O código fonte continuaria a ser distribuído publicamente. No entanto, a licença adiciona uma cláusula em que se alguma empresa quiser oferecer o software do MongoDB como um serviço, terá de pagar uma licença comercial ou fornecer o código fonte tal como ele corre na sua própria infraestrutura.
Sendo a segunda hipótese inviável para muitos gigantes do software, a jogada da MongoDB criou uma fonte de receita estável e duradoura que, em grande parte, suporta a empresa e assegura a continuação do projeto.
O open source já não é o que era
A comunidade open source está dividida quanto ao mérito deste novo tipo de licença. Os limites impostos sobre como o open source pode ou não ser utilizado são uma consequência dos nossos tempos e não se coadunam com os idealismos que estão na raiz de outros projetos open source importantes, como o Linux ou o Open Office.
Olhando para o repositório público do código fonte da base de dados MongoDB, vemos que mais de 90% das contribuições são da autoria de colaboradores da própria empresa. No entanto, os restantes 10% provêm de utilizadores (normalmente outras empresas que dependem do projeto para a sua empresa). Estes 10% de contribuições externas, seriam, numa realidade em que o código não se encontra disponível, pedidos de melhoria ou correção que iriam sobrecarregar o staff da MongoDB.

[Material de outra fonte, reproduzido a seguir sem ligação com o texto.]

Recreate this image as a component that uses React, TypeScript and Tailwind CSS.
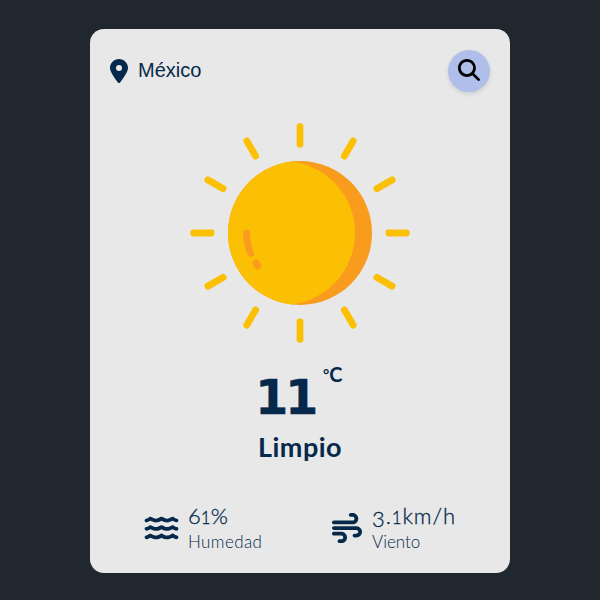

Outro fator para o sucesso da MongoDB é a possibilidade de efetuar auditorias de segurança ao código por qualquer cliente antes de utilizar o software. As bases de dados são elementos críticos de qualquer sistema, e a possibilidade de auditar o código sem autorização da empresa que o criou é uma vantagem enorme face à concorrência que vende software proprietário.
Em conclusão, a MongoDB soube aproveitar o sucesso dos seus tempos iniciais, que foi obtido em grande parte por ser uma empresa que trabalha com open source, e soube adaptar-se aos novos tempos inovando não só ao nível do produto, mas também ao nível do licenciamento. Estas alterações podem não satisfazer os puristas do open source, mas foram uma forma realista de trazer o open source para os dias de hoje e formaram a base para uma empresa moderna, transparente e incrivelmente bem-sucedida.